Represented by Miami attorney David Oscar Markus, Maxwell claims the Manhattan federal judge presiding over the case denied her requests to review the grand jury material to assess whether to object to its release, despite no opposition from prosecutors.

“As a result, Ghislaine Maxwell has not seen the material and cannot take an informed position,” her attorneys wrote in the brief.

Citing her pending appeal of her conviction to the Supreme Court, Maxwell says the release of unreviewed grand jury material could be damaging to her ongoing litigation.

“The reputational harm from releasing incomplete, potentially misleading grand jury testimony, untested by cross-examination, would be severe and irrevocable,” the attorneys wrote in the brief.

Maxwell faced up to 55 years in prison after a New York jury convicted her on five counts in December 2021, but then-U.S. District Judge Alison Nathan sentenced her to 20 years in prison.

Last week, shortly after she was interviewed by Deputy Attorney General Todd Blanche, Maxwell was transferred from the Florida prison where she had been serving out her sentence to a minimum security prison camp in Texas, where she joins other high-profile white collar convicts including Theranos fraudster Elizabeth Holmes and “Real Housewives” personality Jen Shah.

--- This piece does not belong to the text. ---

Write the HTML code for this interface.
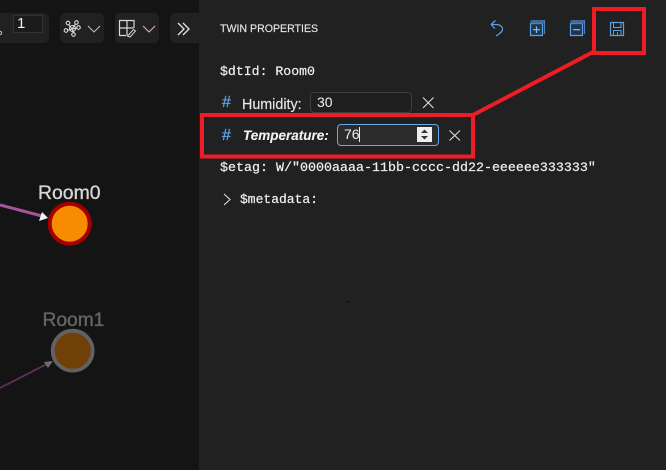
<!DOCTYPE html>
<html>
<head>
<meta charset="utf-8">
<style>
html,body{margin:0;padding:0;width:666px;height:470px;overflow:hidden;background:#141414;}
body{position:relative;font-family:"Liberation Sans",sans-serif;color:#eee;}
.a{position:absolute;white-space:pre;}
.m{font-family:"Liberation Mono",monospace;font-size:13.2px;color:#f0f0f0;line-height:16px;-webkit-text-stroke:.2px #f0f0f0;}
.s{font-size:14.3px;color:#e8e8e8;line-height:18px;-webkit-text-stroke:.15px #e8e8e8;}
.h{font-size:16px;line-height:18px;color:#5aa0e6;-webkit-text-stroke:.35px #5aa0e6;}
</style>
</head>
<body>
<!-- toolbar groups -->
<div class="a" style="left:-10px;top:13px;width:59px;height:30px;background:#212121;border-radius:5px"></div>
<div class="a" style="left:60px;top:13px;width:44px;height:30px;background:#212121;border-radius:5px"></div>
<div class="a" style="left:115px;top:13px;width:44px;height:30px;background:#212121;border-radius:5px"></div>
<div class="a" style="left:170px;top:13px;width:40px;height:30px;background:#212121;border-radius:5px"></div>
<div class="a" style="left:13px;top:15px;width:28px;height:16px;border:1px solid #333;background:#1b1b1b"></div>
<div class="a" style="left:17px;top:15px;font-size:15px;line-height:18px;color:#eee">1</div>
<svg class="a" style="left:0;top:0" width="200" height="50" fill="none">
<circle cx="0" cy="33" r="1.6" stroke="#ccc"/>
<g stroke="#d8d8d8" stroke-width="1.1">
<path d="M72 29L68.500 24.500M72 29L75.500 24M72 29L67.500 30.500M72 29L74 33M72 29L77 28"/>
<circle cx="72.500" cy="28.500" r="3"/><circle cx="68" cy="23" r="1.800"/><circle cx="76.500" cy="22.500" r="1.800"/><circle cx="66" cy="30.500" r="1.800"/><circle cx="73.500" cy="34.500" r="1.800"/><circle cx="78.500" cy="27.500" r="1.800"/>
</g>
<path d="M88 26L94 32L100 26" stroke="#a9bfd0" stroke-width="1.1"/>
<path d="M126 35.500H119.500V20.500H134V28M119.500 28H133.500M127 20.500V35.500" stroke="#d8d8d8" stroke-width="1.200"/>
<path d="M127.500 36L133.500 29.500L135.500 31L130 37Z" stroke="#d8d8d8" fill="#212121"/>
<path d="M143 26L149 32L155 26" stroke="#d0b9a9" stroke-width="1.1"/>
<path d="M178 23L184 29L178 35M183 23L189 29L183 35" stroke="#e6e6e6" stroke-width="1.3"/>
</svg>

<!-- Panel -->
<div class="a" style="left:199px;top:0;width:467px;height:470px;background:#212121"></div>

<!-- graph -->
<svg class="a" style="left:0;top:170px" width="120" height="240" fill="none">
<path d="M0 35L42 46" stroke="#a4559c" stroke-width="3"/>
<path d="M48 48L39 51L42 42Z" fill="#f2f2f2"/>
<circle cx="69.700" cy="53.700" r="20" fill="#f88c00" stroke="#a50000" stroke-width="4"/>
<path d="M0 218L46 194.500" stroke="#5f315d" stroke-width="1.800"/>
<path d="M53 191L44 192L48 198Z" fill="#6e6e6e"/>
<circle cx="72.700" cy="180.700" r="20" fill="#704009" stroke="#626262" stroke-width="3.800"/>
</svg>
<div class="a" style="left:38px;top:182px;font-size:19.400px;line-height:22px;color:#d6d6d6;-webkit-text-stroke:.35px #d6d6d6">Room0</div>
<div class="a" style="left:42.500px;top:310px;font-size:19.200px;line-height:22px;color:#666;-webkit-text-stroke:.35px #666">Room1</div>
<div class="a" style="left:347px;top:301px;width:2px;height:1px;background:#000"></div>

<!-- header -->
<div class="a" style="left:220px;top:21px;font-size:10.600px;line-height:16px;color:#e4e4e4;-webkit-text-stroke:.15px #e4e4e4">TWIN PROPERTIES</div>
<svg class="a" style="left:470px;top:0" width="196" height="70" fill="none">
<path d="M21 24.500L25.500 20.500M21 24.500L25 28.500M21.500 24.500H26C30 24.500 32.500 26.500 32.500 29.500C32.500 32 29.500 33.500 26 36" stroke="#5aa0e6" stroke-width="1.200"/>
<path d="M60.500 23.500H72.500V35.500H60.500Z" stroke="#5aa0e6" stroke-width="1.200" fill="#20354b"/>
<path d="M60.500 20.800H74.500V34" stroke="#4a7fb8" stroke-width="1.200"/>
<path d="M60.500 21H74V23.500H60.500Z" fill="#3f6a9a"/>
<path d="M66.500 26.500V33M63 29.700H70" stroke="#8cc0f2" stroke-width="1.200"/>
<path d="M100.500 23.500H112.500V35.500H100.500Z" stroke="#5aa0e6" stroke-width="1.200" fill="#20354b"/>
<path d="M100.500 20.800H114.500V34" stroke="#4a7fb8" stroke-width="1.200"/>
<path d="M100.500 21H114V23.500H100.500Z" fill="#3f6a9a"/>
<path d="M103 29.700H110" stroke="#8cc0f2" stroke-width="1.200"/>
<path d="M140.500 22.500H153.500V35.500H140.500Z" stroke="#5aa0e6" stroke-width="1.200"/>
<path d="M143.500 22.500V27.500H151V22.500M143.500 35.500V30.500H151V35.500M147.500 32V35" stroke="#5aa0e6" stroke-width="1"/>
</svg>

<!-- rows -->
<div class="a m" style="left:220px;top:64px">$dtId: Room0</div>

<div class="a h" style="left:222px;top:94px">#</div>
<div class="a s" style="left:242px;top:95.500px">Humidity:</div>
<div class="a" style="left:310px;top:92px;width:100px;height:19px;border:1px solid #3d3d3d;border-radius:4px;background:#1f1f1f"></div>
<div class="a" style="left:317px;top:93px;font-size:14px;line-height:18px;color:#eee">30</div>
<svg class="a" style="left:420px;top:95px" width="16" height="16" fill="none"><path d="M3 2.500L13.500 13M13.500 2.500L3 13" stroke="#dcdcdc" stroke-width="1.100"/></svg>

<div class="a h" style="left:222px;top:127px">#</div>
<div class="a s" style="left:243px;top:127px;font-weight:bold;font-style:italic;color:#f2f2f2;font-size:13.500px;-webkit-text-stroke:.1px #f2f2f2">Temperature:</div>
<div class="a" style="left:337px;top:124px;width:100px;height:20px;border:1px solid #6aa8e6;border-radius:4px;background:#2b2b2b"></div>
<div class="a" style="left:344px;top:125px;font-size:14px;line-height:18px;color:#eee">76</div>
<div class="a" style="left:359px;top:127px;width:1px;height:15px;background:#eee"></div>
<div class="a" style="left:417px;top:127px;width:15px;height:15px;background:#eee"></div>
<svg class="a" style="left:417px;top:127px" width="15" height="15"><path d="M4 6L7.500 2.500L11 6ZM4 9L7.500 12.500L11 9Z" fill="#333"/></svg>
<svg class="a" style="left:447px;top:127px" width="16" height="16" fill="none"><path d="M2.500 3.500L13 13.500M13 3.500L2.500 13.500" stroke="#dcdcdc" stroke-width="1.100"/></svg>

<div class="a m" style="left:220px;top:161px;font-size:13.330px">$etag: W/"0000aaaa-11bb-cccc-dd22-eeeeee333333"</div>
<svg class="a" style="left:222px;top:193px" width="10" height="14" fill="none"><path d="M2 1L8 6.500L2 12" stroke="#dcdcdc" stroke-width="1.100"/></svg>
<div class="a m" style="left:240px;top:192px;font-size:13px">$metadata:</div>

<!-- red annotations -->
<svg class="a" style="left:0;top:0" width="666" height="470" fill="none">
<rect x="202" y="115" width="271" height="41.500" stroke="#ee1c25" stroke-width="4"/>
<rect x="594" y="9" width="50" height="44" stroke="#ee1c25" stroke-width="4"/>
<path d="M471 116L595 51" stroke="#ee1c25" stroke-width="4"/>
</svg>
</body>
</html>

The Trump administration has urged the Supreme Court to reject Maxwell’s petition, stating that co-conspirators clause in Epstein’s 2008 sweetheart plea deal was meant to protect victims. The White House said the United States referred to the U.S. Attorney’s Office.

President Donald Trump has faced harsh scrutiny from his typically steadfast base when the Justice Department announced it wouldn’t be releasing a supposed list of high-powered individuals connected to Epstein. The fervor only grew after The Wall Street Journal published a bawdy birthday card to Epstein signed with Trump’s name.

If documents from the Epstein investigation are released, it’s unlikely that they would be helpful in Maxwell’s appeal at the Supreme Court, where the justices will be solely focused on technical legal questions related to the purported immunity granted to Epstein’s co-conspirators.

The House Oversight Committee on Tuesday issued congressional subpoenas to former President Bill Clinton, Hillary Clinton and eight other former White House officials as it ramps up a probe into Epstein and Maxwell, amid the push for transparency from the government on its investigation of the cases and despite resistance from House Republican leadership and Trump.

Epstein’s estate filed a letter separately on Tuesday, taking no position regarding the government’s motion to unseal grand jury materials from his case, subject to any redactions to protect the identities of his victims.